## What is needed:
Write the data out again exactly, dropping any images it holds.

[Information supplied start]

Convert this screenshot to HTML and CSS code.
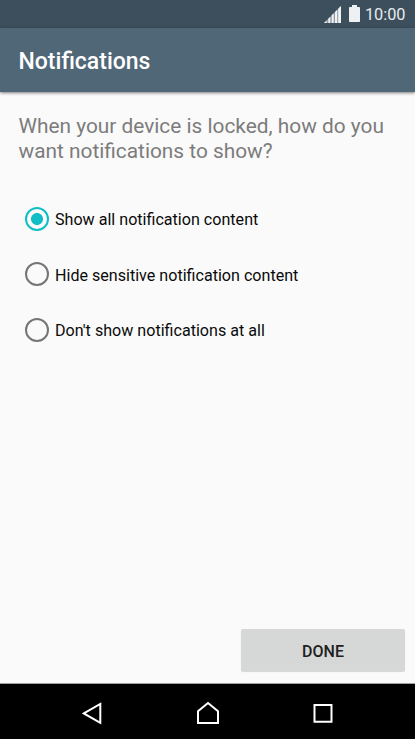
FILE: index.html
```html
<!DOCTYPE html>
<html lang="en">
<head>
<meta charset="utf-8">
<title>Notifications</title>
<link rel="stylesheet" href="styles.css">
</head>
<body>
<div class="status">
  <svg class="signal" width="17" height="17" viewBox="0 0 17 17">
    <path fill="#eef0f2" fill-opacity=".45" d="M0 17 17 0V17Z"/>
    <path fill="#f0f2f3" d="M0 17l2.600-2.600V17ZM4.300 12.700 6.300 10.700V17h-2ZM7.700 9.300 9.700 7.300V17h-2ZM11 6l2.200-2.200V17H11ZM14.200 2.800 17 0V17h-2.800Z"/>
  </svg>
  <svg class="battery" width="11" height="17" viewBox="0 0 11 17">
    <path fill="#eef0f2" d="M3 0h5v2h2.200q.8 0 .8.8V16.200q0 .8-.8.8H.8Q0 17 0 16.200V2.800Q0 2 .8 2H3Z"/>
  </svg>
  <span class="clock">10:00</span>
</div>
<header class="bar"><h1>Notifications</h1></header>
<main class="content">
  <p class="question">When your device is locked, how do you want notifications to show?</p>
  <div class="options" role="radiogroup">
    <div class="option" role="radio" aria-checked="true"><span class="radio on"></span><span class="label">Show all notification content</span></div>
    <div class="option" role="radio" aria-checked="false"><span class="radio"></span><span class="label">Hide sensitive notification content</span></div>
    <div class="option" role="radio" aria-checked="false"><span class="radio"></span><span class="label">Don't show notifications at all</span></div>
  </div>
  <button class="done">DONE</button>
</main>
<nav class="nav">
  <svg width="24" height="24" viewBox="0 0 24 24"><path d="M3.800 12.400 20.300 3V21.800Z"/></svg>
  <svg width="24" height="24" viewBox="0 0 24 24"><path d="M2 22V10.300L12 2 22 10.300V22Z"/></svg>
  <svg width="24" height="24" viewBox="0 0 24 24"><path d="M3.500 4H20.500V20.800H3.500Z"/></svg>
</nav>
</body>
</html>
```
FILE: styles.css
```css
* { box-sizing: border-box; }
body {
  margin: 0;
  width: 415px;
  height: 739px;
  display: flex;
  flex-direction: column;
  overflow: hidden;
  background: #fafafa;
  font-family: Roboto, "Liberation Sans", sans-serif;
}
.status {
  height: 28px;
  flex: none;
  background: #3d4f5d;
  display: flex;
  justify-content: flex-end;
  padding-right: 9.500px;
}
.signal { margin: 6px 8px 0 0; }
.battery { margin: 5px 5px 0 0; }
.clock {
  color: #e8ebed;
  font-size: 16.300px;
  line-height: 30px;
  font-weight: 400;
}
.bar {
  height: 64px;
  flex: none;
  background: #506777;
  box-shadow: 0 1px 3px rgba(0, 0, 0, .5);
  padding-left: 18.500px;
  display: flex;
  align-items: center;
}
h1 {
  margin: 3px 0 0;
  color: #fff;
  font-size: 23px;
  line-height: 28px;
  font-weight: 500;
}
.content {
  flex: 1;
  display: flex;
  flex-direction: column;
  padding: 22px 10px 12px 18.500px;
  border-bottom: 1px solid #a0a0a0;
}
.question {
  margin: 0;
  color: #7c7c7c;
  font-size: 20.850px;
  line-height: 24.500px;
}
.options { padding: 28px 0 0 6.500px; }
.option {
  height: 55.500px;
  display: flex;
  align-items: center;
  gap: 6px;
  color: #0a0a0a;
  font-size: 16.100px;
}
.label { padding-top: 2px; }
.radio {
  width: 24px;
  height: 24px;
  flex: none;
  border: 2.500px solid #757575;
  border-radius: 50%;
}
.radio.on {
  border-color: #12bec6;
  background: radial-gradient(circle, #12bec6 5.600px, transparent 6.300px);
}
.done {
  margin-top: auto;
  align-self: flex-end;
  width: 164px;
  height: 42px;
  border: 0;
  border-radius: 2px;
  background: #d6d7d7;
  box-shadow: 0 1px 1px rgba(0, 0, 0, .15);
  color: #212121;
  font: 500 16px/42px Roboto, sans-serif;
  padding: 2px 0 0;
}
.nav {
  height: 55px;
  flex: none;
  background: #000;
  display: flex;
  justify-content: center;
  align-items: center;
  gap: 91.500px;
  padding-top: 2px;
}
.nav path {
  fill: none;
  stroke: #fff;
  stroke-width: 2;
}
```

[Information supplied end]

## Reply to the exercise:
Convert this screenshot to HTML and CSS code.
FILE: index.html
```html
<!DOCTYPE html>
<html lang="en">
<head>
<meta charset="utf-8">
<title>Notifications</title>
<link rel="stylesheet" href="styles.css">
</head>
<body>
<div class="status">
  <svg class="signal" width="17" height="17" viewBox="0 0 17 17">
    <path fill="#eef0f2" fill-opacity=".45" d="M0 17 17 0V17Z"/>
    <path fill="#f0f2f3" d="M0 17l2.600-2.600V17ZM4.300 12.700 6.300 10.700V17h-2ZM7.700 9.300 9.700 7.300V17h-2ZM11 6l2.200-2.200V17H11ZM14.200 2.800 17 0V17h-2.800Z"/>
  </svg>
  <svg class="battery" width="11" height="17" viewBox="0 0 11 17">
    <path fill="#eef0f2" d="M3 0h5v2h2.200q.8 0 .8.8V16.200q0 .8-.8.8H.8Q0 17 0 16.200V2.800Q0 2 .8 2H3Z"/>
  </svg>
  <span class="clock">10:00</span>
</div>
<header class="bar"><h1>Notifications</h1></header>
<main class="content">
  <p class="question">When your device is locked, how do you want notifications to show?</p>
  <div class="options" role="radiogroup">
    <div class="option" role="radio" aria-checked="true"><span class="radio on"></span><span class="label">Show all notification content</span></div>
    <div class="option" role="radio" aria-checked="false"><span class="radio"></span><span class="label">Hide sensitive notification content</span></div>
    <div class="option" role="radio" aria-checked="false"><span class="radio"></span><span class="label">Don't show notifications at all</span></div>
  </div>
  <button class="done">DONE</button>
</main>
<nav class="nav">
  <svg width="24" height="24" viewBox="0 0 24 24"><path d="M3.800 12.400 20.300 3V21.800Z"/></svg>
  <svg width="24" height="24" viewBox="0 0 24 24"><path d="M2 22V10.300L12 2 22 10.300V22Z"/></svg>
  <svg width="24" height="24" viewBox="0 0 24 24"><path d="M3.500 4H20.500V20.800H3.500Z"/></svg>
</nav>
</body>
</html>
```
FILE: styles.css
```css
* { box-sizing: border-box; }
body {
  margin: 0;
  width: 415px;
  height: 739px;
  display: flex;
  flex-direction: column;
  overflow: hidden;
  background: #fafafa;
  font-family: Roboto, "Liberation Sans", sans-serif;
}
.status {
  height: 28px;
  flex: none;
  background: #3d4f5d;
  display: flex;
  justify-content: flex-end;
  padding-right: 9.500px;
}
.signal { margin: 6px 8px 0 0; }
.battery { margin: 5px 5px 0 0; }
.clock {
  color: #e8ebed;
  font-size: 16.300px;
  line-height: 30px;
  font-weight: 400;
}
.bar {
  height: 64px;
  flex: none;
  background: #506777;
  box-shadow: 0 1px 3px rgba(0, 0, 0, .5);
  padding-left: 18.500px;
  display: flex;
  align-items: center;
}
h1 {
  margin: 3px 0 0;
  color: #fff;
  font-size: 23px;
  line-height: 28px;
  font-weight: 500;
}
.content {
  flex: 1;
  display: flex;
  flex-direction: column;
  padding: 22px 10px 12px 18.500px;
  border-bottom: 1px solid #a0a0a0;
}
.question {
  margin: 0;
  color: #7c7c7c;
  font-size: 20.850px;
  line-height: 24.500px;
}
.options { padding: 28px 0 0 6.500px; }
.option {
  height: 55.500px;
  display: flex;
  align-items: center;
  gap: 6px;
  color: #0a0a0a;
  font-size: 16.100px;
}
.label { padding-top: 2px; }
.radio {
  width: 24px;
  height: 24px;
  flex: none;
  border: 2.500px solid #757575;
  border-radius: 50%;
}
.radio.on {
  border-color: #12bec6;
  background: radial-gradient(circle, #12bec6 5.600px, transparent 6.300px);
}
.done {
  margin-top: auto;
  align-self: flex-end;
  width: 164px;
  height: 42px;
  border: 0;
  border-radius: 2px;
  background: #d6d7d7;
  box-shadow: 0 1px 1px rgba(0, 0, 0, .15);
  color: #212121;
  font: 500 16px/42px Roboto, sans-serif;
  padding: 2px 0 0;
}
.nav {
  height: 55px;
  flex: none;
  background: #000;
  display: flex;
  justify-content: center;
  align-items: center;
  gap: 91.500px;
  padding-top: 2px;
}
.nav path {
  fill: none;
  stroke: #fff;
  stroke-width: 2;
}
```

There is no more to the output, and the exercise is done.